The old double standard, still at work
The question of whether tax money should go to support child care centers continues to be an issue for Republicans in the Wisconsin legislature.
They have managed to be on both sides, depending upon whose ox is being gored, or whose program is being funded.
When the budget for Milwaukee Area Technical College (MATC) was approved Tuesday, Rep. Suzanne Jeskewitz, a Menomonee Falls Republican, blasted the budget, which raises the tax levy more than 6%. But she zeroed in on a $1.24 million allocation to subsidize child care centers on each of the MATC campuses, challenging it as a misuse of tax dollars, the Journal Sentinel reported.
It's been an issue since the Legislative Audit Bureau took a look at MATC in 2003 and its audit mentioned, almost in passing, the child care centers operated by MATC. Costs were increasing (no surprise) and $1-million was budgeted for 2002-03.
When the audit was discussed at a legislative committee hearing, some of the Republican lawmakers like Jeskewitz and State Sen. Carol Roessler, who co-chaired the audit committee, questioned why MATC would be spending money from the property tax levy for child care. State Sen. Alberta Darling chimed in, too.
Why spend tax money to subsidize child care? asked the GOP.
After it was explained that the award-winning centers both provide child care for children of students and serve as learning labs for people in MATC's early childhood program, things settled down a bit.
But the MATC administration has used those comments from GOP lawmakers to go after the program and seek to cut budgets for child care. A $300,000 cut was proposed last year but eventually restored. But the struggle on the issue is ongoing.
So imagine the surprise of MATC students and faculty members when the Republican-run Joint Finance Committee, in one of its middle of the night sessions, put $1-million in the budget to operate a private, non-profit child care center in Milwaukee.

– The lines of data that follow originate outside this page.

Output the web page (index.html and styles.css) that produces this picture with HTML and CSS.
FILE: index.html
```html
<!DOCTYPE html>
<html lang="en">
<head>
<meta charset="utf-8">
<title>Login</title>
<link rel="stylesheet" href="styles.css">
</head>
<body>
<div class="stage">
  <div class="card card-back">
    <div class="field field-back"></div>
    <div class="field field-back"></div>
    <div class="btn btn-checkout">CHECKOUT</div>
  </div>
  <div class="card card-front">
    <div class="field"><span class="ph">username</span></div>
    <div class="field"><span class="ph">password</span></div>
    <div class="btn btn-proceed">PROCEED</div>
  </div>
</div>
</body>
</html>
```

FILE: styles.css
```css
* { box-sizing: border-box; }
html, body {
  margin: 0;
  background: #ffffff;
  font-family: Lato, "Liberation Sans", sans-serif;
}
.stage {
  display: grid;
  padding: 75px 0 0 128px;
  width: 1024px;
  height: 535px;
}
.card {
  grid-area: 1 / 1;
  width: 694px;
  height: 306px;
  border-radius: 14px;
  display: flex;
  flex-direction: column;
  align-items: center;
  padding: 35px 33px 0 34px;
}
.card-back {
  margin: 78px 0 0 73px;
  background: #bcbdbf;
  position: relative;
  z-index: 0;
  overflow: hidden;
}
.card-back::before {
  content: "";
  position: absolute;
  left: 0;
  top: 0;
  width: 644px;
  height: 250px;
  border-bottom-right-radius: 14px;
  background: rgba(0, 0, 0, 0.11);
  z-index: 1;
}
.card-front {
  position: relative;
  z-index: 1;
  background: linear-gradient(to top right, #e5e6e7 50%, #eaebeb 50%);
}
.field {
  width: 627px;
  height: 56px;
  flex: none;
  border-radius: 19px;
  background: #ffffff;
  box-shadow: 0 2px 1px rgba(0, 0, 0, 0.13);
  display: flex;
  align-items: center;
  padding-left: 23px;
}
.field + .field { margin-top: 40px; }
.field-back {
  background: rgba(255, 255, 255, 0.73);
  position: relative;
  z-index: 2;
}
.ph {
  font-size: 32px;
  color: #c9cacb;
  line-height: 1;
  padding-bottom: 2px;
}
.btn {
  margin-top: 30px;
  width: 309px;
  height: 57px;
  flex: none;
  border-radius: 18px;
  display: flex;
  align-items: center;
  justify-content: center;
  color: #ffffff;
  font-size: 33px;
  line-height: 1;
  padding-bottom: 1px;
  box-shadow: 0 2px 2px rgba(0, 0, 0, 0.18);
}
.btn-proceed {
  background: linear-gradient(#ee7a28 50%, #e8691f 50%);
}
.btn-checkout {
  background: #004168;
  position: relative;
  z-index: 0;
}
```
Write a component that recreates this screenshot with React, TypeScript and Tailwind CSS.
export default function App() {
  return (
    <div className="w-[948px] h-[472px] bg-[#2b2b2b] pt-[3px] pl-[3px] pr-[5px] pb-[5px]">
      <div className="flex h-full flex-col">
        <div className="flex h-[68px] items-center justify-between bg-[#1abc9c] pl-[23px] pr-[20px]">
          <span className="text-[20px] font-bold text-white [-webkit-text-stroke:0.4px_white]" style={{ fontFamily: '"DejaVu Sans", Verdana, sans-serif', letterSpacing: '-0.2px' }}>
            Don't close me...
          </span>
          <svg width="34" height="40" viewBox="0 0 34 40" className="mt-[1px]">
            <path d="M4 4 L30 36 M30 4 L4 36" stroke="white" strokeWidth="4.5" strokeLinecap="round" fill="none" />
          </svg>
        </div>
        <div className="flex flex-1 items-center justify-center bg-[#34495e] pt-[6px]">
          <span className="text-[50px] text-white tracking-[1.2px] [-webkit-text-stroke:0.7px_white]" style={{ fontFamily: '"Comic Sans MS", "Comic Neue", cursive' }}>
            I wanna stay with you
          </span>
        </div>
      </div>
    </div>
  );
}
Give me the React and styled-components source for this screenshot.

The money will go to the Next Door Foundation, which apparently had raised enough money to build its new Educare center, but not enough to operate it.
The Joint Finance Republicans, of course, were in no mood to increase spending, so that million dollars had to come from somewhere. So they cut $1 million dollars for at risk children from the Milwaukee Public Schools budget and gave it to the Next Door Foundation to run its center. (This was an extra million taken from MPS, in addition to the $40 million cut they had already imposed.)
The Next Door Foundation has a good reputation for providing needed services to children in the central city. That's not the question.
But the decision left some MATC faculty and staff members scratching their heads. Why isn't it an issue to give tax money for a child care center in this case?
Could it be the Republican connections of the Next Door Foundation board? Some conspiracy theorists at MATC certainly think so. The board is made up of some well-connected people, to be sure, many of who give to GOP candidates. But I will leave it to the Wisconsin Democracy Campaign or Common Cause to use the pejorative words. They see BRIBE written on every dollar that goes to a candidate, and there are plenty of them in this case.
Whatever the reason, it is a total about-face for the Republicans. It should take some of the heat off the programs at MATC, but judging from Jeskewitz's comments Tuesday night, the GOP hasn't gotten the word out that it is now for tax-subsidized child care.
1 Comments:
Don't you know...it's always OK for public support of a private entity...it's only public support of public entities that's forbidden.